### STORED DATA

------

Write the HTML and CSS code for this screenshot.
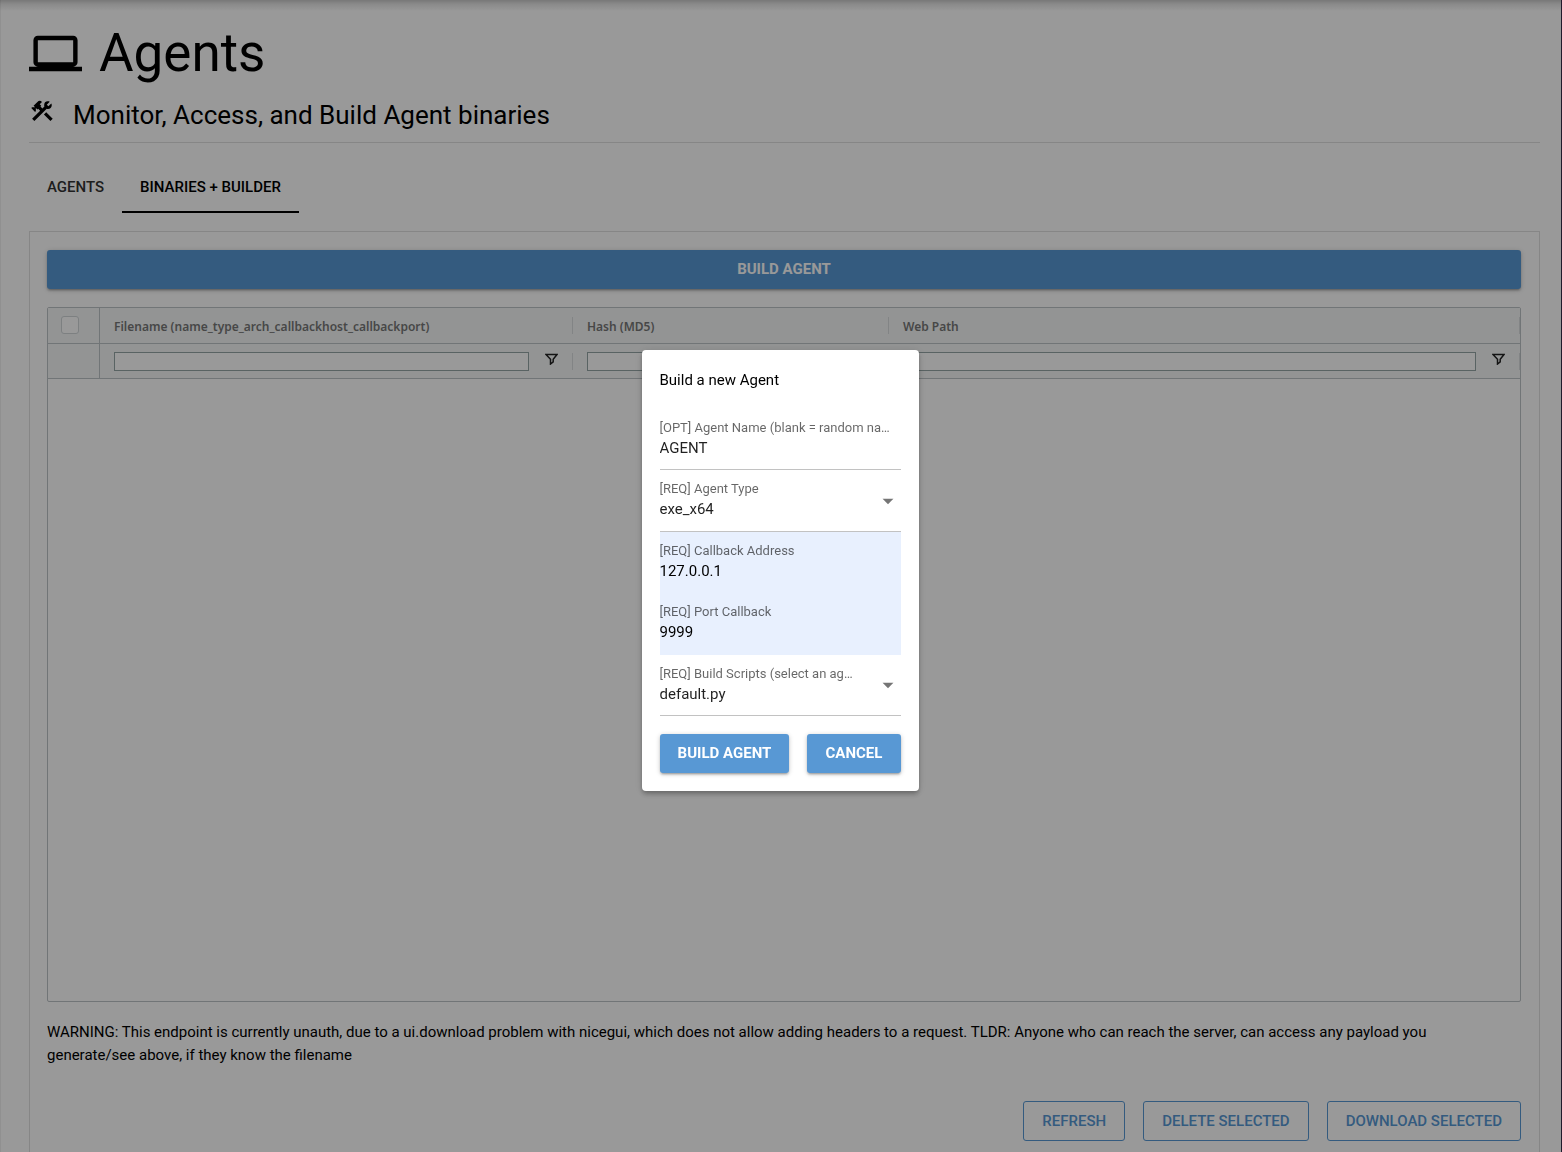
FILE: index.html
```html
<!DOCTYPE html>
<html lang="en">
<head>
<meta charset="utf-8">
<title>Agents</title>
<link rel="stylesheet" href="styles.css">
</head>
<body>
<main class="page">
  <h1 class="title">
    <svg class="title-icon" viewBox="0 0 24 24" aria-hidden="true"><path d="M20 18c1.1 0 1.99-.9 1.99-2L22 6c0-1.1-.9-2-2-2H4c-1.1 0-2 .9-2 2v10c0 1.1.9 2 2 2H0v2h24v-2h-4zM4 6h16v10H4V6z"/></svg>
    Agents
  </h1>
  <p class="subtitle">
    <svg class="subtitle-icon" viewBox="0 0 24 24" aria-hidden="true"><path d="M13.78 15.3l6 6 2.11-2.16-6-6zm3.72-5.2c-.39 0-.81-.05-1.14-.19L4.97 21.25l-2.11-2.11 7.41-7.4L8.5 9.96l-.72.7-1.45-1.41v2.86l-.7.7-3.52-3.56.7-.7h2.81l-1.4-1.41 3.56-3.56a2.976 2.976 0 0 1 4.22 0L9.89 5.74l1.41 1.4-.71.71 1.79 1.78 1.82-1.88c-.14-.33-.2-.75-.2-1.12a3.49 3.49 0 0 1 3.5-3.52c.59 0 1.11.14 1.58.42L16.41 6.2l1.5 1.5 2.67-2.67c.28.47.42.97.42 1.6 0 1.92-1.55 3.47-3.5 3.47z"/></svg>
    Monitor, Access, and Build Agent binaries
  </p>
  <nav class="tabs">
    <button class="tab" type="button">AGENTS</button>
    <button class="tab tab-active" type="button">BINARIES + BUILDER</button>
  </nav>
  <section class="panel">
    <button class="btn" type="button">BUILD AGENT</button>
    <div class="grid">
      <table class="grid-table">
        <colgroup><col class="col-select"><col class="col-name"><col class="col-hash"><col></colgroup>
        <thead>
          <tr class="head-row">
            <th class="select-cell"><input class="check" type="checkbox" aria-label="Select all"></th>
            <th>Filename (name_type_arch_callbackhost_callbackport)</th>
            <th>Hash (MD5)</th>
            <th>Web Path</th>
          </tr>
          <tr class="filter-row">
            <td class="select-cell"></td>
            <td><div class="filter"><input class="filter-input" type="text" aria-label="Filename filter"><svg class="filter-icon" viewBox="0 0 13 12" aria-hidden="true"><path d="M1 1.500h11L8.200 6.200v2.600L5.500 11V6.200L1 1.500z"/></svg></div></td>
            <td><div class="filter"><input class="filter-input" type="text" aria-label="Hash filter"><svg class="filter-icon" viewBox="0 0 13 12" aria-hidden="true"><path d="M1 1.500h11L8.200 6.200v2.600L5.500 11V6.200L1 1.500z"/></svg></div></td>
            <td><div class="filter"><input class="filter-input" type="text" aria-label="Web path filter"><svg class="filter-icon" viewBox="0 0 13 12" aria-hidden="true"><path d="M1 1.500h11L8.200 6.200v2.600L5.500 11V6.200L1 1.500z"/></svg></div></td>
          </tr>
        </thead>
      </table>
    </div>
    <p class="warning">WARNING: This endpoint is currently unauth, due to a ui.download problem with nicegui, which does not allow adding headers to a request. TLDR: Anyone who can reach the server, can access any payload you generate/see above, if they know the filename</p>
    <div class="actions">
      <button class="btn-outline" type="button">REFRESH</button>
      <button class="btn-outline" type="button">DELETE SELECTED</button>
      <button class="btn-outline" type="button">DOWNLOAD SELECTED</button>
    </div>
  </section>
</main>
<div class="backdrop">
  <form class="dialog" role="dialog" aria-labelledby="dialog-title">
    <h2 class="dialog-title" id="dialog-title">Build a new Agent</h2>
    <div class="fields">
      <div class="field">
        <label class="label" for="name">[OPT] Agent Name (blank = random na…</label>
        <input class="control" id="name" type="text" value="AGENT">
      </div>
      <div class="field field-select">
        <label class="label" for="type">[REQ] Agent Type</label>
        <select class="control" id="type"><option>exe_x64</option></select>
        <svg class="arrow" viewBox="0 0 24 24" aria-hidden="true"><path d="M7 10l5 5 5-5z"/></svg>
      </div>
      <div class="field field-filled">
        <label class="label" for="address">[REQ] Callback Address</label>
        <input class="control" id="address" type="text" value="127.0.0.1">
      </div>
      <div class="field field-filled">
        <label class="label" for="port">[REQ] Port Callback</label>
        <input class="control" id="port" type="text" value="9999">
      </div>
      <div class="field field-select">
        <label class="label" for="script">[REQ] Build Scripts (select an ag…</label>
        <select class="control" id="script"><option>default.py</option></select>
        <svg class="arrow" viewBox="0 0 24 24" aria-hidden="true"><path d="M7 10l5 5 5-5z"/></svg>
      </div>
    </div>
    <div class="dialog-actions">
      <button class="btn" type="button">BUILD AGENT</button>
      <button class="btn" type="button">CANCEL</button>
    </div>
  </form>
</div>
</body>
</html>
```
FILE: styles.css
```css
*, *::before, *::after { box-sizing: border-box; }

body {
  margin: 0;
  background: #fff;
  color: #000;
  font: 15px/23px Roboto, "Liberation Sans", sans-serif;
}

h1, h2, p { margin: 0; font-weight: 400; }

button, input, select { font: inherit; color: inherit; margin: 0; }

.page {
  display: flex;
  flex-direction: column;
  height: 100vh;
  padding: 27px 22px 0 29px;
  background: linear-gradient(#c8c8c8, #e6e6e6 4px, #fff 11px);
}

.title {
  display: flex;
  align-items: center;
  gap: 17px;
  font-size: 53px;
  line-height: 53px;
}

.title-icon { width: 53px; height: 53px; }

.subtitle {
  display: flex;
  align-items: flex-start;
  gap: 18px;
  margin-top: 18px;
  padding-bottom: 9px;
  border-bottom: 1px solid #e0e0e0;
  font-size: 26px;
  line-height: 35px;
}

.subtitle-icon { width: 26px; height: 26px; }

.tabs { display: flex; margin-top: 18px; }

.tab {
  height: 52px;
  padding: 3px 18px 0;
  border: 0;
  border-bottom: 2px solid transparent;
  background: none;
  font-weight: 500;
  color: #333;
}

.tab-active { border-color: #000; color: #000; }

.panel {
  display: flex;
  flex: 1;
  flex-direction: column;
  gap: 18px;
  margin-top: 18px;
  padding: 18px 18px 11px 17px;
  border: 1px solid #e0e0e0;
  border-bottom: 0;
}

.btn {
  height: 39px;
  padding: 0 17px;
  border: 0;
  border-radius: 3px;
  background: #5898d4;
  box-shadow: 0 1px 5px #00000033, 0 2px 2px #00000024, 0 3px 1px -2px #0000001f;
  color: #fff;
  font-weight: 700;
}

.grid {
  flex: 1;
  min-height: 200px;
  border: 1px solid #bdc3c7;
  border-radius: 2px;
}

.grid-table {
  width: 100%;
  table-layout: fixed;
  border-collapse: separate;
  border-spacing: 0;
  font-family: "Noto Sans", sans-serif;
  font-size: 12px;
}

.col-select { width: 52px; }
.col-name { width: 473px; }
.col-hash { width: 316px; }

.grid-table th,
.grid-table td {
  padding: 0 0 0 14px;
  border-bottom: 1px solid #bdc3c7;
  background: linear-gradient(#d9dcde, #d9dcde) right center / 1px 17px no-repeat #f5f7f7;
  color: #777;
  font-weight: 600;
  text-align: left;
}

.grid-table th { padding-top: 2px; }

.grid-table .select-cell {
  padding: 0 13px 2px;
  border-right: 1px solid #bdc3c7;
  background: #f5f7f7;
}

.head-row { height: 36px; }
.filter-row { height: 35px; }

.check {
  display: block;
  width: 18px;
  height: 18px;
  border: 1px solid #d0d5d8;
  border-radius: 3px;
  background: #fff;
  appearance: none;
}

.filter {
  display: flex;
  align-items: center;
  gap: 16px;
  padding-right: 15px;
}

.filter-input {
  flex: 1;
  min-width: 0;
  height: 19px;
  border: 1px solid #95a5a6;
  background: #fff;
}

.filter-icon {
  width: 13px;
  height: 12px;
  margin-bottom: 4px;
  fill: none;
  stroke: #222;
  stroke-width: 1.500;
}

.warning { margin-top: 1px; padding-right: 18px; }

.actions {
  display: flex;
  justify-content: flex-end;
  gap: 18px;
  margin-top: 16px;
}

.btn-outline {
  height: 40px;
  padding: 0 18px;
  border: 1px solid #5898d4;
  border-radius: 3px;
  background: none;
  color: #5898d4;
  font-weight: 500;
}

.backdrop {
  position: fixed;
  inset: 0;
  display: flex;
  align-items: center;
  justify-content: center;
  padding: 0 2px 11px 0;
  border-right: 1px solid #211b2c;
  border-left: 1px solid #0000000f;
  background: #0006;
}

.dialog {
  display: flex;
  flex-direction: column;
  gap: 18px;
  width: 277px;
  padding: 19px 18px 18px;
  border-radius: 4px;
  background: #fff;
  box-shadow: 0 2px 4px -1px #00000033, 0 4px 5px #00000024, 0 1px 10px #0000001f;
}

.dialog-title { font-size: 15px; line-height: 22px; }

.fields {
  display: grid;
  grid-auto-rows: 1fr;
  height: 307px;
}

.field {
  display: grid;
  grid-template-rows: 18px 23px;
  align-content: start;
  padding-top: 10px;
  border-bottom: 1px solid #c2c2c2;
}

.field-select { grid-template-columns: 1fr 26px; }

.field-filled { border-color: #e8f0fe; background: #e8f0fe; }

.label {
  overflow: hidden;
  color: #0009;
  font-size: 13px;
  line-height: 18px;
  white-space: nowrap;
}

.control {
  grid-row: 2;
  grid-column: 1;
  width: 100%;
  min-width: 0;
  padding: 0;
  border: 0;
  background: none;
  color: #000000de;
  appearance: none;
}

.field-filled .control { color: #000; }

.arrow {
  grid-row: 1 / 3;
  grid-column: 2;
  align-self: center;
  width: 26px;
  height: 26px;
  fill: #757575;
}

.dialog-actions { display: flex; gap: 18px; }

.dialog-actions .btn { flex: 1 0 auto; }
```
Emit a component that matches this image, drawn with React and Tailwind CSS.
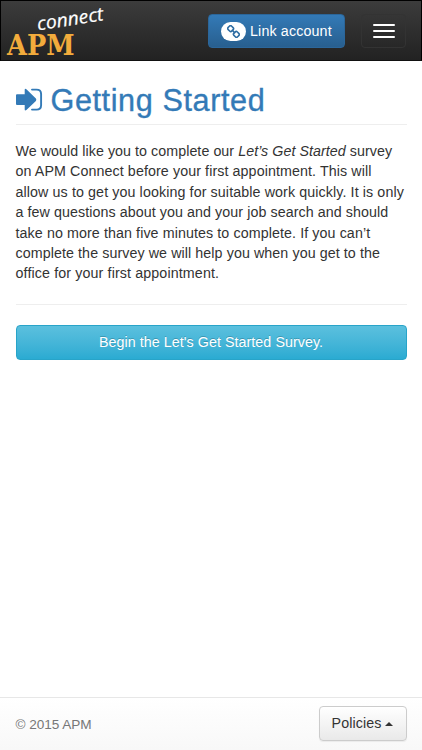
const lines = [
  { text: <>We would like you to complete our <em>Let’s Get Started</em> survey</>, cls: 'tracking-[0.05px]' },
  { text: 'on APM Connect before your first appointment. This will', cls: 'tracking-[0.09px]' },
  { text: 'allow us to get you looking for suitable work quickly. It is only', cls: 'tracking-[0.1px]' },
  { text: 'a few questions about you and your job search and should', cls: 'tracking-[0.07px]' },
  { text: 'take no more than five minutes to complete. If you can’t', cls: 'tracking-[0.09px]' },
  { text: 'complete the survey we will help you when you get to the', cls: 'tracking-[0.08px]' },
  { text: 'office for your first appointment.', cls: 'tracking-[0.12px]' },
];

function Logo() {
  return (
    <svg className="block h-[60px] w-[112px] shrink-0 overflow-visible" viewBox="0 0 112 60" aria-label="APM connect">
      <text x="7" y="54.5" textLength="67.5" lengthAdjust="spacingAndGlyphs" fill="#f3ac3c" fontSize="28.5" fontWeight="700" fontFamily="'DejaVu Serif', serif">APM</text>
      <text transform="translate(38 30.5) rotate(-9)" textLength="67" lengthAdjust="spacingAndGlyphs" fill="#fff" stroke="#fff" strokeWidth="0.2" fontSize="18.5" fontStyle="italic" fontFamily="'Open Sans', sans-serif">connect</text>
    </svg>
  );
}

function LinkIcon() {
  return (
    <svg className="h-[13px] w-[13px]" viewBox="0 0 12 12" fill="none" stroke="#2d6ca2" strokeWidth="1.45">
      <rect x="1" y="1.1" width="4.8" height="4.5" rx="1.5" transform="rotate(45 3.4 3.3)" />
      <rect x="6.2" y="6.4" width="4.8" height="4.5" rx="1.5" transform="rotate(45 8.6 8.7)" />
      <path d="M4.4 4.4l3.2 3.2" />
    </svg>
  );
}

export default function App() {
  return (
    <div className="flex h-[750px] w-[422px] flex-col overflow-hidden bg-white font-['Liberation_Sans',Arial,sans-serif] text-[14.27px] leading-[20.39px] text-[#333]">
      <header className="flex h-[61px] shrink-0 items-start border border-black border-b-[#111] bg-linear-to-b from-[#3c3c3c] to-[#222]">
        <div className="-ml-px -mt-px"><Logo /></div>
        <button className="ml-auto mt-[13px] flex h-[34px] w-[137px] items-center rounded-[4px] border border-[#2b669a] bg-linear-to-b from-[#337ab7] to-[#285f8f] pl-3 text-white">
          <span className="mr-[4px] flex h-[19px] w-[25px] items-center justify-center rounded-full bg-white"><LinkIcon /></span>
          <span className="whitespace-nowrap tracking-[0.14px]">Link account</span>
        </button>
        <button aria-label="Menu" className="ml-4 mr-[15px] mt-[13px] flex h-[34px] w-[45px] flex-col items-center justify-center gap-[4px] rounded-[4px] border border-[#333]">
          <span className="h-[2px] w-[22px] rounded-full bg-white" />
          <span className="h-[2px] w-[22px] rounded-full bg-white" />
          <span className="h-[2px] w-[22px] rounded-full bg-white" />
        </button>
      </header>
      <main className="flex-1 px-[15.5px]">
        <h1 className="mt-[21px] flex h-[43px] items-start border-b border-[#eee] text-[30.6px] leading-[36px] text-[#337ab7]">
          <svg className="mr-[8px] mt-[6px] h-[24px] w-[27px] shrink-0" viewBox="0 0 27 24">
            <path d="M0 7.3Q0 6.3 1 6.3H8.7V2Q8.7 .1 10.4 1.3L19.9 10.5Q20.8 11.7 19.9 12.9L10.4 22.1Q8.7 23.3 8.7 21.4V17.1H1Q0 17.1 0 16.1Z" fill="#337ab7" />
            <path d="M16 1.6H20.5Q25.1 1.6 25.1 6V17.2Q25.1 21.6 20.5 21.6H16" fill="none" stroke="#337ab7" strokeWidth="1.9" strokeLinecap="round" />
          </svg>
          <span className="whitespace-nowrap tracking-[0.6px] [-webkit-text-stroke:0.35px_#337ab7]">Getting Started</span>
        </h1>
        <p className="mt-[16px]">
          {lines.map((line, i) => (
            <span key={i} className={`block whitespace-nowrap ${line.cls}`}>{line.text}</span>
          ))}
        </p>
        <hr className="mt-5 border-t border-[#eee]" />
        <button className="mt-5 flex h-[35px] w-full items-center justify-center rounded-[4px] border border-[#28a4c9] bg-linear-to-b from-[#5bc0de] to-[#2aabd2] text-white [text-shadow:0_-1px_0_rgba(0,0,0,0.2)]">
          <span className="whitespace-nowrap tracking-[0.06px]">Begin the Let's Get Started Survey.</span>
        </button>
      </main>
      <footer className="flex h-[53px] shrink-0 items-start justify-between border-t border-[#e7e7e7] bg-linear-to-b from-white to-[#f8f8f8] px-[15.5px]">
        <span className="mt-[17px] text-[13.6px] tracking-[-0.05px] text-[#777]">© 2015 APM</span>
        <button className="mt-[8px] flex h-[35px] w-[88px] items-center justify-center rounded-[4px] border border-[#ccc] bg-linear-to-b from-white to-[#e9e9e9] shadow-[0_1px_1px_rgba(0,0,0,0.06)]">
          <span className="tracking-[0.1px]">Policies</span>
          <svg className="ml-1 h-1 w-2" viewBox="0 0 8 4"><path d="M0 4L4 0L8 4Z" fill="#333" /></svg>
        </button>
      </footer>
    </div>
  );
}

------

### WRITTEN REQUEST
Tally the lines in this data that hold the word "with" and state only the count.

### ANSWER BELOW
2